In the Latter Days when Israel dwells securely, the hordes of the north of Gog and Magog are brought up against Israel. This is also termed the Latter Days and we see from Revelation that it occurs at the end of the Millennium as well as at the beginning (cf. Ezek. 38:1-23). From this text we see clearly that the latter years are involved in this process called a day.

John the Baptist and Messiah were the two witnesses to Jerusalem and Judah at the commencement of the Messianic age. The Church then stood as witness against them during the forty years of the Sign of Jonah. On 1 Nisan 70 CE, Jerusalem was surrounded by the Roman army. It was then systematically destroyed over the year until Atonement 70 CE. This process continued for two thousand years and is still taking place.

Ezekiel first represented the elect from chapter 5:1-4. They are the remnant that is burnt by fire and from them will come the fire that consumes the whole house of Israel over the Latter Days. God then commences to deal with the physical nation from Jerusalem.

The nation Israel is to be sent into captivity and dispersed when it fails in its system of worship and its duty to God. Some, however, are left alive as a remnant that can return to God (Ezek. 6:8-10).

Jerusalem was sent into captivity at the final stage in 70 CE because it had perverted the Laws of God by tradition brought in from the Babylonian system. After the witness of Messiah, Judah then began to persecute the Church to the extent of putting the elect to death. This hardness of the heart of Judah was to last some two thousand years. In the end, they will be converted.

The period from the advent of Messiah as King Messiah of Israel until the general resurrection of the dead is termed the Last Day, the End of Days and also the Day of the Lord.

The Day of the Lord

The first occurrence of the term Day of the Lord is in Isaiah 2:12. This bringing low is the overturning of the existing world order.

2Peter 3:8 gives us this clue when he talks of the patience of God and the concept of time in the eyes of God. This period is a battle also (Ezek. 13:5; Joel 1:15). This Day of the Lord is a battle at the beginning of the millennial system in the reference in Joel 2:1-11.

The judgment of God’s system is in two phases. The first is the physical judgment and subjugation to establish the system. This simply involves the destruction of the war systems of the nations (Joel 3:9-21).

The subjugation of the nations sees the establishment of Judah and Jerusalem in the Last Days. But these days are not something to look forward to (Amos 5:16-20).

This Day of the Lord here was for Israel first, then Judah and then the nations. Thus, the term was applied as a series of activities of God over the entire period of the captivity of Israel and the subjugation of the nations. We see this is applied to the heathen from Obadiah 15-17.

The process is gradual over all people. The wars of the twentieth century are part of this process designed to destroy the power of the Holy People.
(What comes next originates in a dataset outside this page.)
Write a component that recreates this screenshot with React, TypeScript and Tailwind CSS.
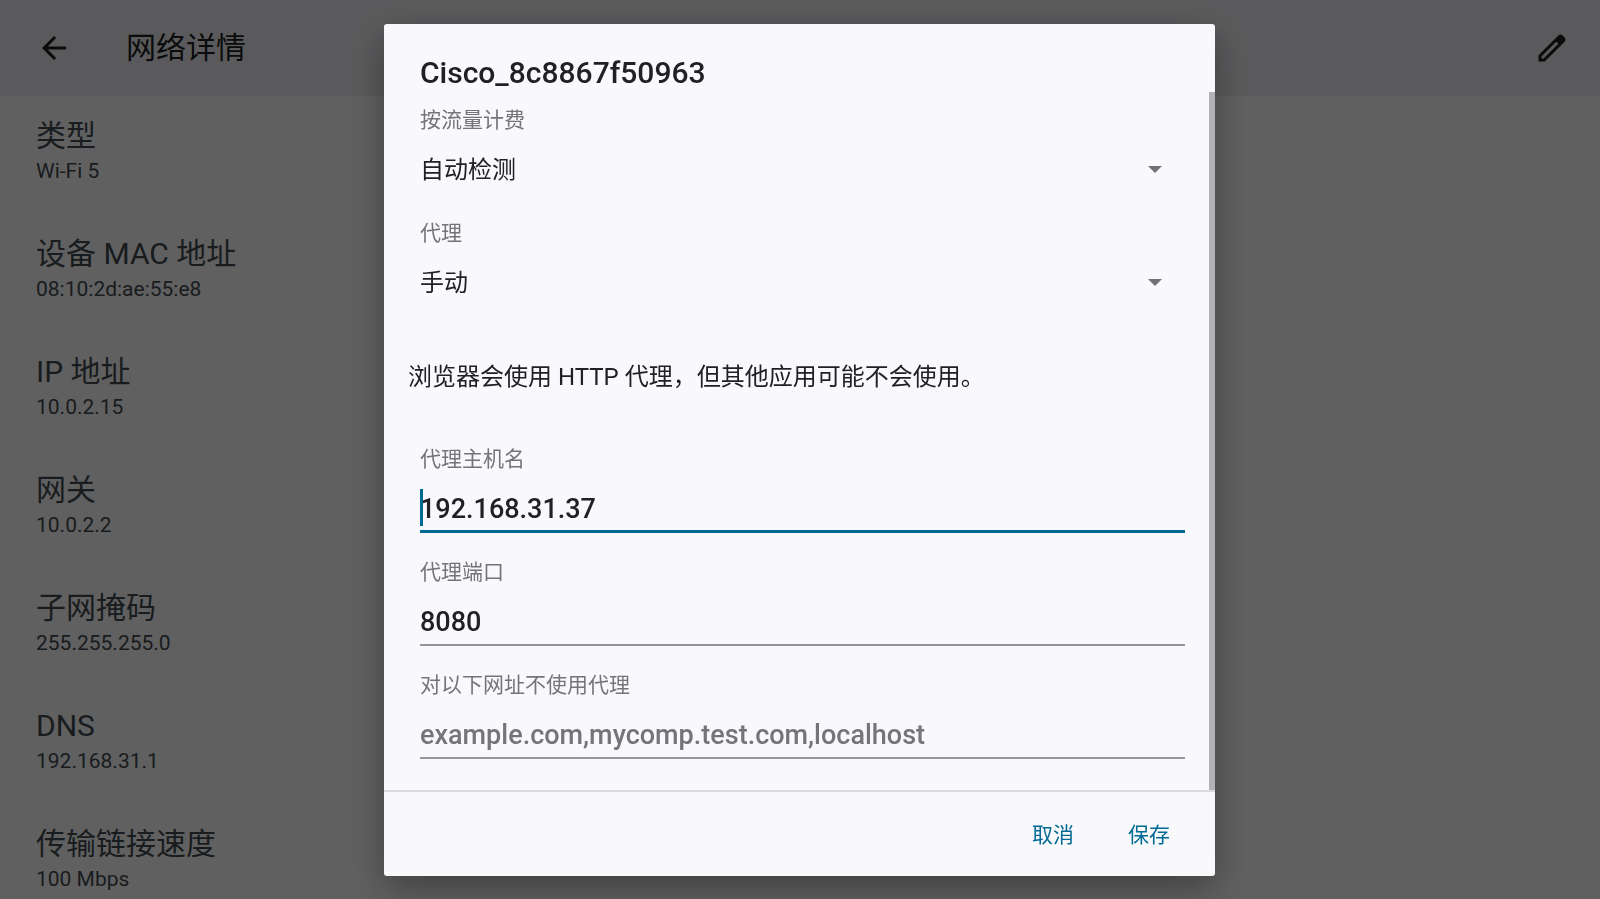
import { useState } from "react";
import type { ReactNode } from "react";
import { MdArrowBack } from "react-icons/md";
import clsx from "clsx";

const details = [
  { label: "类型", value: "Wi-Fi 5" },
  { label: "设备 MAC 地址", value: "08:10:2d:ae:55:e8" },
  { label: "IP 地址", value: "10.0.2.15" },
  { label: "网关", value: "10.0.2.2" },
  { label: "子网掩码", value: "255.255.255.0" },
  { label: "DNS", value: "192.168.31.1" },
  { label: "传输链接速度", value: "100 Mbps" },
];

function EditIcon() {
  return (
    <svg viewBox="0 0 24 24" className="size-9" fill="currentColor" aria-hidden="true">
      <path d="M20.41,4.94l-1.35-1.35c-0.78-0.78-2.05-0.78-2.83,0L3,16.82V21h4.18L20.41,7.77C21.2,6.99,21.2,5.72,20.41,4.94z M6.41,19.06L5,19v-1.36l9.82-9.82l1.41,1.41L6.41,19.06z" />
    </svg>
  );
}

function Field({ id, label, children }: { id: string; label: string; children: ReactNode }) {
  return (
    <div className="flex flex-col gap-2.5">
      <label htmlFor={id} className="text-[21px] leading-7 text-[#757577]">
        {label}
      </label>
      <div className="relative">{children}</div>
    </div>
  );
}

type SelectProps = {
  id: string;
  value: string;
  options: string[];
  onChange: (value: string) => void;
};

function Select({ id, value, options, onChange }: SelectProps) {
  return (
    <>
      <select
        id={id}
        value={value}
        onChange={(e) => onChange(e.target.value)}
        className="block h-[50px] w-full appearance-none bg-transparent pt-0.5 text-2xl text-[#202124] outline-none"
      >
        {options.map((option) => (
          <option key={option}>{option}</option>
        ))}
      </select>
      <svg
        viewBox="0 0 14 7"
        className="pointer-events-none absolute top-[22px] right-[23px] h-[7px] w-3.5 text-[#727274]"
        fill="currentColor"
        aria-hidden="true"
      >
        <path d="M0 0h14L7 7z" />
      </svg>
    </>
  );
}

type TextInputProps = {
  id: string;
  value: string;
  placeholder?: string;
  active?: boolean;
  onChange: (value: string) => void;
};

function TextInput({ id, value, placeholder, active, onChange }: TextInputProps) {
  return (
    <>
      <input
        id={id}
        type="text"
        value={value}
        placeholder={placeholder}
        onChange={(e) => onChange(e.target.value)}
        className={clsx(
          "block h-[50px] w-full bg-transparent pt-1 text-[27px] font-medium text-[#202124] outline-none placeholder:text-[#757577]",
          active ? "border-b-3 border-[#006a94]" : "border-b-2 border-[#969698]"
        )}
      />
      {/* Text cursor */}
      {active && <span className="absolute top-1.5 left-0 h-[37px] w-[3px] bg-[#006a94]" />}
    </>
  );
}

export default function App() {
  const [metered, setMetered] = useState("自动检测");
  const [proxy, setProxy] = useState("手动");
  const [host, setHost] = useState("192.168.31.37");
  const [port, setPort] = useState("8080");
  const [bypass, setBypass] = useState("");

  return (
    <div
      lang="zh-CN"
      className="h-screen overflow-hidden bg-[#f0f0f0] font-['Roboto','Noto_Sans_CJK_SC',sans-serif]"
    >
      <header className="flex h-24 items-center bg-[#e2e2e6] pr-[30px] pl-9 text-[#191c1d]">
        <button type="button" aria-label="返回">
          <MdArrowBack size={36} />
        </button>
        <h1 className="ml-[54px] flex-1 text-3xl">网络详情</h1>
        <button type="button" aria-label="修改">
          <EditIcon />
        </button>
      </header>

      <dl className="px-9 text-[#40484c]">
        {details.map((item) => (
          <div key={item.label} className="flex h-[118px] flex-col pt-[22px]">
            <dt className="text-[30px] leading-9">{item.label}</dt>
            <dd className="mt-[3px] text-[21px] leading-7">{item.value}</dd>
          </div>
        ))}
      </dl>

      {/* Dialog */}
      <div className="fixed inset-0 flex items-start justify-center bg-black/60 pt-6 pr-px">
        <form
          role="dialog"
          aria-labelledby="dialog-title"
          onSubmit={(e) => e.preventDefault()}
          className="w-full max-w-[831px] overflow-hidden rounded-[3px] bg-[#f9f9fc] shadow-[0_12px_36px_rgba(0,0,0,0.35)]"
        >
          <h2
            id="dialog-title"
            className="h-[68px] px-9 pt-[31px] text-[30px] leading-9 font-medium text-[#202124]"
          >
            Cisco_8c8867f50963
          </h2>

          <div className="flex">
            <div className="flex-1 pt-3.5 pr-6 pb-[31px] pl-9">
              <div className="flex flex-col gap-[25px]">
                <Field id="metered" label="按流量计费">
                  <Select
                    id="metered"
                    value={metered}
                    options={["自动检测", "按流量计费", "不按流量计费"]}
                    onChange={setMetered}
                  />
                </Field>
                <Field id="proxy" label="代理">
                  <Select
                    id="proxy"
                    value={proxy}
                    options={["无", "手动", "代理自动配置"]}
                    onChange={setProxy}
                  />
                </Field>
              </div>

              <p className="mt-[52px] mb-[50px] -ml-3 text-2xl leading-9 text-[#202124]">
                浏览器会使用 HTTP 代理，但其他应用可能不会使用。
              </p>

              <div className="flex flex-col gap-[25px]">
                <Field id="host" label="代理主机名">
                  <TextInput id="host" value={host} onChange={setHost} active />
                </Field>
                <Field id="port" label="代理端口">
                  <TextInput id="port" value={port} onChange={setPort} />
                </Field>
                <Field id="bypass" label="对以下网址不使用代理">
                  <TextInput
                    id="bypass"
                    value={bypass}
                    onChange={setBypass}
                    placeholder="example.com,mycomp.test.com,localhost"
                  />
                </Field>
              </div>
            </div>
            {/* Scrollbar */}
            <div className="w-1.5 bg-[#b2b2b4]" />
          </div>

          <div className="flex items-center justify-end border-t-2 border-[#dadadc] pt-5 pr-[18px] pb-4 text-[21px] text-[#006a94]">
            <button type="button" className="h-12 w-24">
              取消
            </button>
            <button type="submit" className="h-12 w-24">
              保存
            </button>
          </div>
        </form>
      </div>
    </div>
  );
}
Only when the power of the Holy People is finally shattered will the end come (Dan. 12:7). This commenced from the First World War and continues. The period called the Time of the Gentiles finished in 1996-1997 (see the paper The Fall of Egypt (No. 36)).

The Day of the Lord’s anger in Zephaniah 2:1-14 covers the destruction of Judah beginning with the Assyrians and goes on through the entire period of the dispersion, and on to the restoration under a pure language and for a restored Israel (Zeph. 3:6-20).

Other Meanings

In four passages "The Day of The lord" is prefixed by Lamed and means a day known to Yahovah (Isa. 2:12; Ezek. 30:3; Zech. 14:1,7).

The destruction of Egypt and the south was seen as part of a day of the Lord or a day known to Yahovah (Ezek. 30:3-7).

Here in this text, the destruction of Egypt begins with Nebuchadnezzar of Babylon (Ezek. 30:10 ff). Thus, the day here is not that of Revelation but a precursor as a type/antitype.

This type of day known to the Lord is also seen from Zechariah 14:1-21. However, in this text we see that Messiah is involved with the saints (Zech. 14:1-5) and it is indeed the period of intervention.

The term Day of the Lord occurs four times in the New Testament (1Thes. 5:2; 2Thes. 2:2; 2Pet. 3:10 and Rev. 1:10).

God gave Christ the final prophecy of Revelation, which had to be revealed by God to him. Christ had, until that time, acted in faith and was obedient unto death in faith. Christ then committed it to John so that it would be faithfully recorded. Some elements are still sealed until the final phases to be revealed by the prophets of God. It was for this reason that John was kept alive as Christ indicated (Jn. 21:22-23). Revelation is the explanation of the prophecy of Matthew 24 (esp. v. 22). But those days shall be shortened refers to the destruction, not the entire process.

John was taken in the Spirit to the Day of the Lord (Rev 1:1) so that he would see the future and the process of events that would go on over the entire period. This period was the one thousand one hundred years of the Day of the Lord.

The text in Revelation 1:10 is rendered Lord’s Day instead of Day of the Lord by Sunday-worshippers in an attempt to find some justification in the Bible for their practice, which arose from sun worship. They seek to infer from this wording that John had the vision on a Sunday that he referred to as the Lord’s Day. This is totally false.

It does not refer to Sunday; nor is the process confined to the advent at Trumpets as the sequence of Revelation so colourfully illustrates. The entire process is seen as the Day of the Lord. The resurrection is in two phases and spans one thousand years as Revelation 20 so clearly states. The texts thus demonstrate the ongoing process of the Day of the Lord through to the subjugation and judgment of the planet. Christ actually refers to this phase of the Resurrection, which spans a thousand years as an hour in John 5:25-29.

The Day of the Lord is the time of the Lord’s justice and judgment and this takes more than a thousand years of earth time to complete.